=== Exercise goal ===
Provide only the number of lines where "React" occurs.

********

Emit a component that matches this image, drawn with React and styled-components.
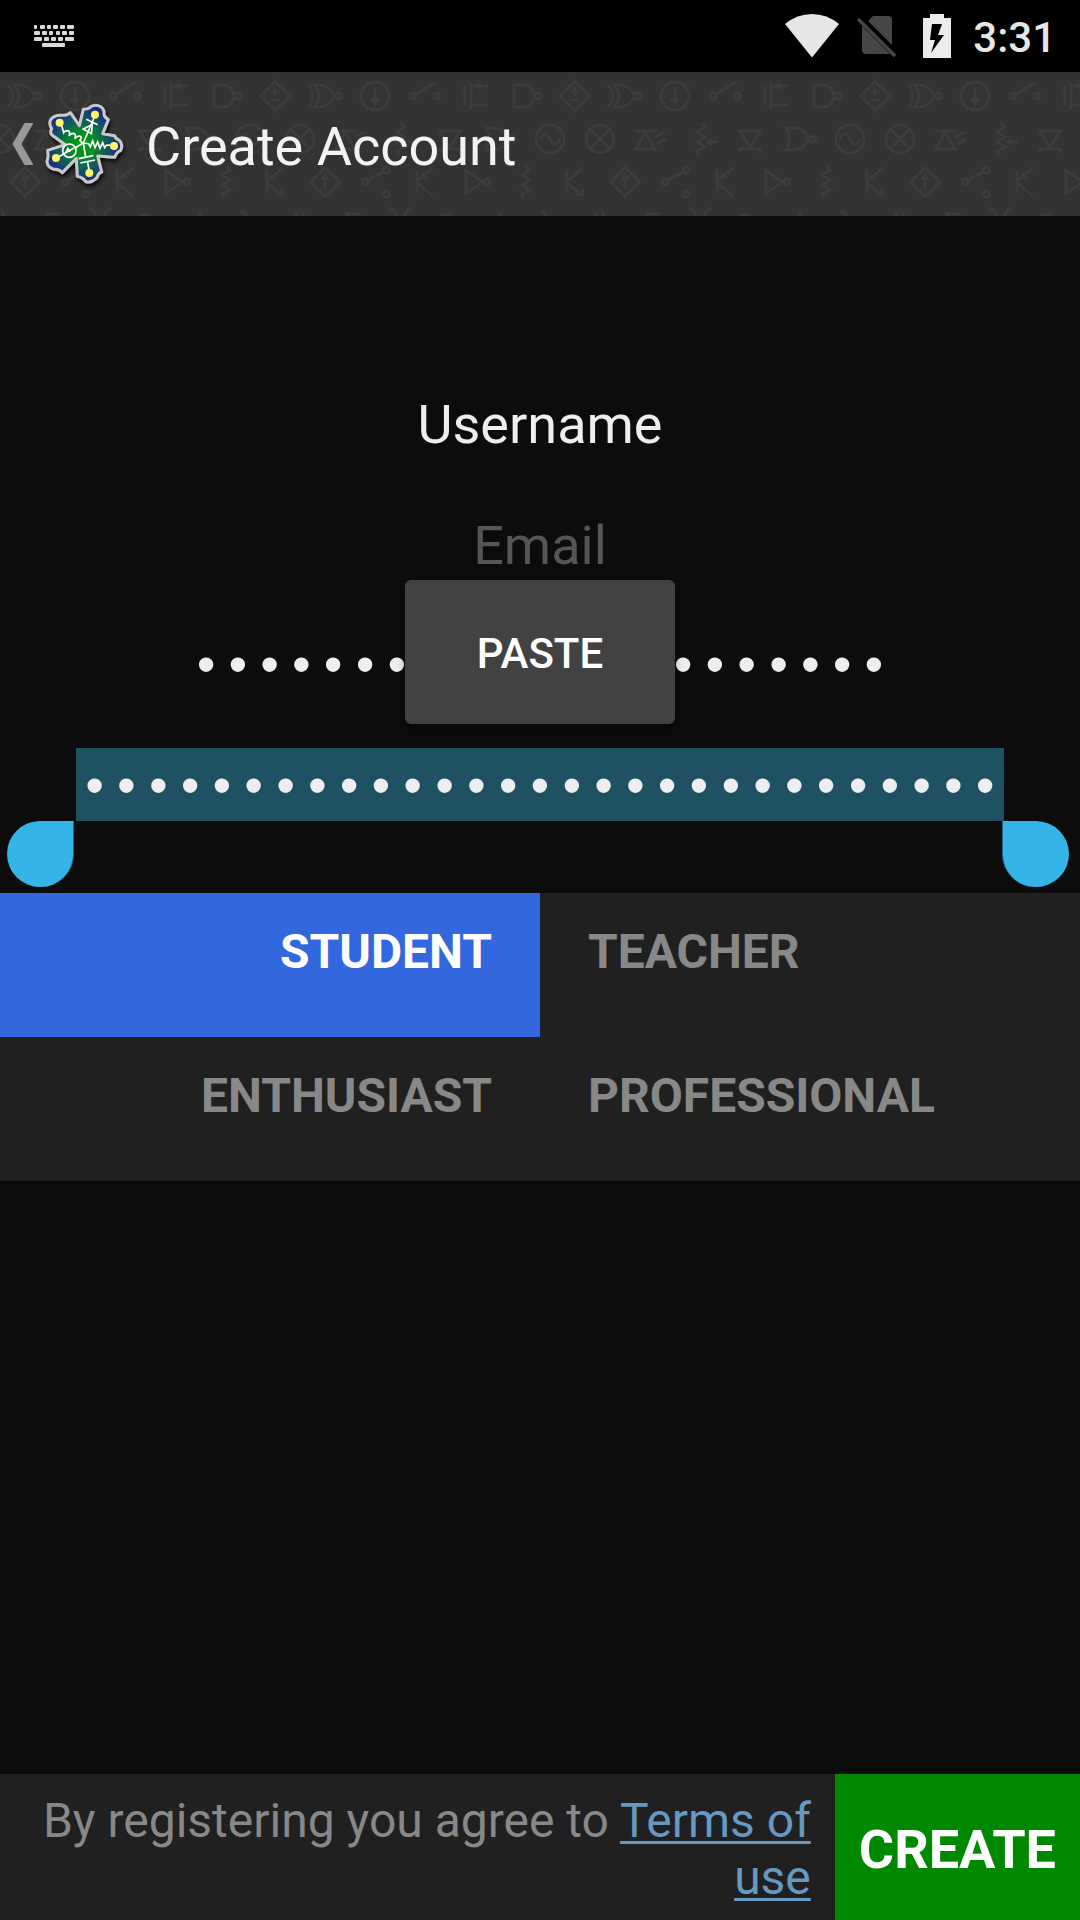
import React, { useState } from "react";
import styled, { createGlobalStyle } from "styled-components";

const GlobalStyle = createGlobalStyle`
  *, *::before, *::after { box-sizing: border-box; }
  body {
    margin: 0;
    background: #0c0c0c;
    font-family: Roboto, "Liberation Sans", sans-serif;
  }
  button, input { font: inherit; border: 0; margin: 0; padding: 0; border-radius: 0; }
`;

const Screen = styled.div`
  display: flex;
  flex-direction: column;
  min-height: 100vh;
  background: #0c0c0c;
`;

const StatusBar = styled.div`
  display: flex;
  align-items: center;
  justify-content: space-between;
  height: 72px;
  padding: 0 24px 0 34px;
  background: #000;
`;

const StatusIcons = styled.div`
  display: flex;
  align-items: center;
`;

const StatusSvg = styled.svg`
  display: block;
  margin-right: ${(p) => p.$gap}px;
`;

const Clock = styled.time`
  color: #e6e6e6;
  font-size: 42px;
  font-weight: 500;
  line-height: 48px;
  padding-top: 4px;
`;

const Header = styled.header`
  position: relative;
  display: flex;
  align-items: center;
  height: 144px;
  padding-left: 12px;
  background: #333;
  overflow: hidden;
`;

const Backdrop = styled.svg`
  position: absolute;
  inset: 0;
  width: 100%;
  height: 100%;
`;

const UpLink = styled.a`
  position: relative;
  display: flex;
  align-items: center;
`;

const Title = styled.h1`
  position: relative;
  margin: 0;
  padding: 6px 0 0 12px;
  color: #f3f3f3;
  font-size: 54px;
  font-weight: 400;
  line-height: 64px;
`;

const Form = styled.form`
  flex: 1;
  display: flex;
  flex-direction: column;
`;

const Fields = styled.div`
  display: flex;
  flex-direction: column;
  padding: 145px 0 48px;
`;

const Field = styled.div`
  position: relative;
  display: flex;
  justify-content: center;
  padding: 24px 0;
`;

const TextInput = styled.input`
  width: 100%;
  height: 73px;
  padding-top: 6px;
  background: transparent;
  color: #eee;
  font-size: 54px;
  text-align: center;
  outline: none;
  &::placeholder { color: #555; opacity: 1; }
`;

const SecretInput = styled(TextInput)`
  width: auto;
  padding: 10px 3px 0;
  field-sizing: content;
  font-family: "Liberation Mono", monospace;
  font-size: 53px;
  background: ${(p) => (p.$selected ? "#1e5162" : "transparent")};
`;

const Selection = styled.div`
  position: relative;
  display: flex;
`;

const Handle = styled.span`
  position: absolute;
  top: 100%;
  width: 67px;
  height: 66px;
  background: #35b5e7;
  border: solid #1e6a86;
  ${(p) =>
    p.$side === "start"
      ? "right: calc(100% + 2px); border-width: 0 1px 0 0; border-radius: 33px 0 33px 33px;"
      : "left: calc(100% - 2px); border-width: 0 0 0 1px; border-radius: 0 33px 33px 33px;"}
`;

const PasteButton = styled.button`
  position: absolute;
  bottom: 0;
  left: 50%;
  margin-left: -135px;
  width: 270px;
  height: 144px;
  padding-top: 2px;
  border-radius: 6px;
  background: #424242;
  box-shadow: 0 4px 8px rgba(0, 0, 0, 0.3);
  color: #fff;
  font-size: 42px;
  font-weight: 500;
`;

const Roles = styled.fieldset`
  display: grid;
  grid-template-columns: 1fr 1fr;
  margin: 0;
  padding: 0;
  border: 0;
  background: #202020;
`;

const Role = styled.label`
  display: block;
  height: 144px;
  padding: 30px 48px;
  background: ${(p) => (p.$active ? "#3367dd" : "transparent")};
  color: ${(p) => (p.$active ? "#fff" : "#888")};
  font-size: 48px;
  font-weight: 700;
  line-height: 57px;
  text-align: ${(p) => p.$align};
  cursor: pointer;
`;

const RoleInput = styled.input`
  appearance: none;
  width: 0;
  height: 0;
`;

const Footer = styled.footer`
  display: flex;
  margin-top: auto;
  background: #202020;
`;

const Terms = styled.p`
  flex: 1;
  margin: 0;
  padding: 18px 24px 14px;
  color: #888;
  font-size: 48px;
  line-height: 57px;
  text-align: right;
`;

const TermsLink = styled.a`
  color: #6699c2;
  text-decoration: underline;
  text-decoration-thickness: 3px;
  text-underline-offset: 4px;
  text-decoration-skip-ink: none;
`;

const CreateButton = styled.button`
  padding: 4px 24px 0;
  background: #008800;
  color: #fff;
  font-size: 54px;
  font-weight: 700;
`;

const KEYS = [
  [0, [[0, 3], [6, 11], [13, 17], [19, 24], [26, 31], [33, 40]]],
  [6, [[0, 6], [8, 13], [15, 19], [22, 26], [28, 33], [35, 40]]],
  [12, [[0, 8], [10, 15], [17, 22], [24, 29], [31, 40]]],
  [18, [[8, 31]]],
];

function KeyboardIcon() {
  return (
    <StatusSvg width="40" height="22" viewBox="0 0 40 22" fill="#d8d8d8" $gap={0} aria-hidden="true">
      {KEYS.map(([y, keys]) =>
        keys.map(([a, b]) => <rect key={`${y}-${a}`} x={a} y={y} width={b - a} height="4" rx="1" />)
      )}
    </StatusSvg>
  );
}

function CircuitBackdrop() {
  return (
    <Backdrop aria-hidden="true">
      <defs>
        <pattern id="circuit" width="300" height="160" patternUnits="userSpaceOnUse">
          <g fill="none" stroke="#3c3c3c" strokeWidth="2.6">
            <path d="M9 13q7 11 0 22M15 13q7 11 0 22h5q9 0 15-11q-6-11-15-11z" />
            <circle cx="38" cy="24" r="3" />
            <circle cx="75" cy="24" r="14" />
            <path d="M75 15v14" />
            <circle cx="113" cy="24" r="3" />
            <circle cx="137" cy="24" r="3" />
            <path d="M116 22l20-12" />
            <path d="M165 14v19M171 10v27M172 14h16M171 33h17" />
            <path d="M214 13h9a11 11 0 0 1 0 22h-9z" />
            <circle cx="238" cy="24" r="3" />
            <path d="M275 9.500l14.500 14.500l-14.500 14.500l-14.500-14.500zM275 15v9M270.500 19.500h9M271 28h8" />

            <circle cx="0" cy="67" r="14" />
            <circle cx="300" cy="67" r="14" />
            <path d="M-9 58l18 18M-9 76l18-18M291 58l18 18M291 76l18-18" />
            <path d="M35 59h22M45 60l-9 17h19zM55 65l9-5M57 72l9-5" />
            <path d="M101 51l4 4l-8 5l8 5l-8 5l8 5l-8 4l2 4M107 70h11" />
            <path d="M140 59h20l-10 17zM140 80v-3h20v4" />
            <path d="M186 56q7 11 0 22h8q9 0 15-11q-6-11-15-11z" />
            <circle cx="213" cy="67" r="3" />
            <circle cx="250" cy="67" r="14" />
            <path d="M240 67q5-11 10 0t10 0" />

            <path d="M267 98v23M267 109l16-13M267 111l12 10" />
            <path d="M25 95.500l14.500 14.500l-14.500 14.500l-14.500-14.500zM25 106v11" />
            <circle cx="65" cy="110" r="3" />
            <circle cx="86" cy="98" r="3" />
            <circle cx="86" cy="122" r="3" />
            <path d="M68 108l15-8" />
            <path d="M117 98v23M117 109l16-13M117 111l16 13" />
            <path d="M166 99v22l17-11z" />
            <circle cx="187" cy="110" r="3" />
            <path d="M226 94l4 4l-8 5l8 5l-8 5l8 5l-8 4l2 4" />

            <path d="M-4 140v6M3 140v6M296 140v6M47 142h14M47 140v5M89 137q6 0 7 7M112 137q-6 0-7 7M140 143h10M200 140v5M241 138l6 6" />
          </g>
          <g fill="#3c3c3c">
            <path d="M70 26h10l-5 9zM173 14l8-4v8zM105 70l7-4v8zM275 124l9-8v8zM20 108h10l-5-8zM120 107l2-8l6 7z" />
          </g>
        </pattern>
      </defs>
      <rect width="100%" height="100%" fill="url(#circuit)" />
    </Backdrop>
  );
}

function AppLogo() {
  return (
    <svg width="100" height="102" viewBox="12 -6 300 306" aria-hidden="true">
      <defs>
        <radialGradient id="leaf" gradientUnits="userSpaceOnUse" cx="156" cy="148" r="112">
          <stop offset="0" stopColor="#02a30c" />
          <stop offset="0.350" stopColor="#078a25" />
          <stop offset="0.700" stopColor="#135463" />
          <stop offset="1" stopColor="#1c2b88" />
        </radialGradient>
        <filter id="soft" x="-20%" y="-20%" width="140%" height="140%">
          <feDropShadow dx="4" dy="9" stdDeviation="6" floodColor="#000" floodOpacity="0.850" />
        </filter>
      </defs>
      <path
        filter="url(#soft)"
        fill="url(#leaf)"
        stroke="#c9c9c9"
        strokeWidth="9"
        strokeLinejoin="round"
        d="M160 43Q176 43 182 35Q197 26 212 35Q224 44 222 58Q224 68 235 74L218 116L254 122Q256 132 268 136Q280 150 272 166Q259 171 254 187L203 183L215 231Q204 234 202 246Q188 264 168 260Q156 246 142 244L139 190L97 233Q88 222 72 223Q52 217 51 200Q57 183 53 166L106 149L66 120Q59 113 65 101Q56 88 62 74Q74 58 98 61Q112 62 121 53L148 92Z"
      />
      <g fill="none" stroke="#fff" strokeWidth="5">
        <path d="M160 144L193 66M158 145L150 136q8-12-2-13q-12 2-14 9q6-16-4-17q-10 1-13 8q5-15-4-16q-9 0-12 6L94 88" />
        <path d="M160 102l24 14l3-28zM169 73l34 16" />
        <path d="M160 144l16 2l5 10l7-18l7 20l8-17l7 19l8-17l6 15l6-8l12 1" />
        <path d="M160 144l7 42M146 191l44-9M151 204l44-9M173 202l5 28" />
        <circle cx="118" cy="167" r="20" />
        <path d="M160 144l-24 14M132 159L80 189" />
      </g>
      <path d="M104 175l9-19l10 13z" fill="#fff" />
      <g fill="#fcf760">
        <circle cx="89" cy="83" r="12" />
        <circle cx="195" cy="59" r="12" />
        <circle cx="252" cy="153" r="12" />
        <circle cx="178" cy="234" r="12" />
        <circle cx="78" cy="189" r="12" />
      </g>
    </svg>
  );
}

const ROLES = ["STUDENT", "TEACHER", "ENTHUSIAST", "PROFESSIONAL"];

export default function App() {
  const [role, setRole] = useState("STUDENT");
  return (
    <Screen>
      <GlobalStyle />
      <StatusBar>
        <KeyboardIcon />
        <StatusIcons>
          <StatusSvg width="54" height="44" viewBox="0 0 54 44" fill="#e6e6e6" $gap={18} aria-hidden="true">
            <path d="M0 10Q12 0 27 0T54 10L27 43.500Z" />
          </StatusSvg>
          <StatusSvg width="40" height="44" viewBox="0 0 40 44" $gap={26} aria-hidden="true">
            <path fill="#464646" d="M11 7L16 2H31q4 0 4 4V31zM5 12L33 40H9q-4 0-4-4z" />
            <path stroke="#464646" strokeWidth="3.500" d="M1 5L38 42" />
          </StatusSvg>
          <StatusSvg width="28" height="44" viewBox="0 0 28 44" $gap={22} aria-hidden="true">
            <path fill="#ebebeb" fillRule="evenodd" d="M7 0H21V4H28V44H0V4H7zM9 10L7 26H12L8 39L21 21H15L19 10z" />
          </StatusSvg>
          <Clock>3:31</Clock>
        </StatusIcons>
      </StatusBar>

      <Header>
        <CircuitBackdrop />
        <UpLink href="#back" aria-label="Navigate up">
          <svg width="22" height="42" viewBox="0 0 22 42" aria-hidden="true">
            <path d="M13 0H21L9 21L21 42H13L1 21Z" fill="#999" stroke="#999" strokeWidth="1" />
          </svg>
          <AppLogo />
        </UpLink>
        <Title>Create Account</Title>
      </Header>

      <Form onSubmit={(e) => e.preventDefault()}>
        <Fields>
          <Field>
            <TextInput type="text" aria-label="Username" defaultValue="Username" />
          </Field>
          <Field>
            <TextInput type="email" aria-label="Email" placeholder="Email" />
          </Field>
          <Field>
            <SecretInput type="password" aria-label="Password" defaultValue={"x".repeat(22)} />
            <PasteButton type="button">PASTE</PasteButton>
          </Field>
          <Field>
            <Selection>
              <SecretInput $selected type="password" aria-label="Confirm password" defaultValue={"x".repeat(29)} />
              <Handle $side="start" />
              <Handle $side="end" />
            </Selection>
          </Field>
        </Fields>

        <Roles aria-label="Account type">
          {ROLES.map((name, i) => (
            <Role key={name} $active={role === name} $align={i % 2 ? "left" : "right"}>
              <RoleInput type="radio" name="role" checked={role === name} onChange={() => setRole(name)} />
              {name}
            </Role>
          ))}
        </Roles>

        <Footer>
          <Terms>
            By registering you agree to <TermsLink href="#terms">Terms of use</TermsLink>
          </Terms>
          <CreateButton type="submit">CREATE</CreateButton>
        </Footer>
      </Form>
    </Screen>
  );
}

********

=== Response to the exercise ===
2